I love that there are so many people that I can interview for this series. Today we get to met Cassey who I have also had the chance to meet in person a while back, but will have the pleasure of seeing again at the #CTMeetUp next week. Can’t wait! Cassey also blogs over on Bits and Pieces.
Tell us a little bit about yourself – what you do, what you like to spend your time on etc
I’m a work-from-home mom. When I manage to have a moment to myself I tend to read, watch series or game. Moments not to myself also tend to involve gaming 😉
Tell us a little bit about your partner – what they do, what they like to spend time on etc
Jerall is an information officer. Surprisingly his free time doesn’t involve feeding me chocolates or giving me massages, but rather gaming 😉
Give us a bit of insight into your racial/cultural backgrounds.
I’m coloured, culturally I don’t think there is much to it, besides things that my family of origin and extended family tends to do – or at least in terms of what I feel important to teach Keiden isn’t from my culture, but more what I grew up with and see as particular to my family of origin and extended family. Jerall is Chinese, and culturally there’s a lot more Keiden will get from that side than mine.

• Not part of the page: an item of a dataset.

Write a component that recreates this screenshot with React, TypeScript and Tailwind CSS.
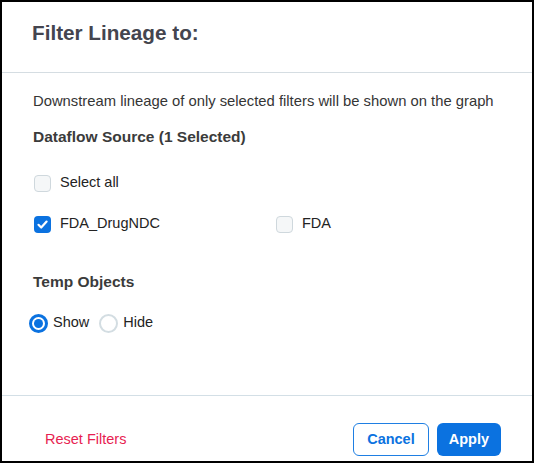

Where do you live? Does how you are “accepted” change when you visit different places?
We live in Stellenbosch, and it’s pretty pale…so people do tend to notice and remember us. It’s not been an issue really, and Stellenbosch is more accepting than the southern suburbs. When we lived in Kenilworth, I got asked if I speak Jerall’s language, and where he’s from.
Tell us all about your kids – brag a bit – it’s OK 😉
We have a very busy one year old, Keiden. He loves climbing onto everything, eating all the food – seriously, there are days when he out eats his dad – laughing and books.
How do you and your partner view race in your relationship? What kind of role does it play in your family? Does it even feature?
It does not feature besides laughing about the ignorance we encounter. If you don’t laugh about it, you’ll be walking around exploding at everyone for being stupid.
Are there big differences in your marriage relationship that are affected by your heritage/culture?
The biggest difference is food. But we’re both extremely appreciative of that difference 😉
How have your families reacted to your relationship?
At first there was some tension, but it’s all resolved now.
What kind of experiences have you or your partner had when you have been out with your kids (alone with them or together as a family)?
Mostly it’s talk about how cute our son is 😀 But there’s the occasional dumb question about Jerall.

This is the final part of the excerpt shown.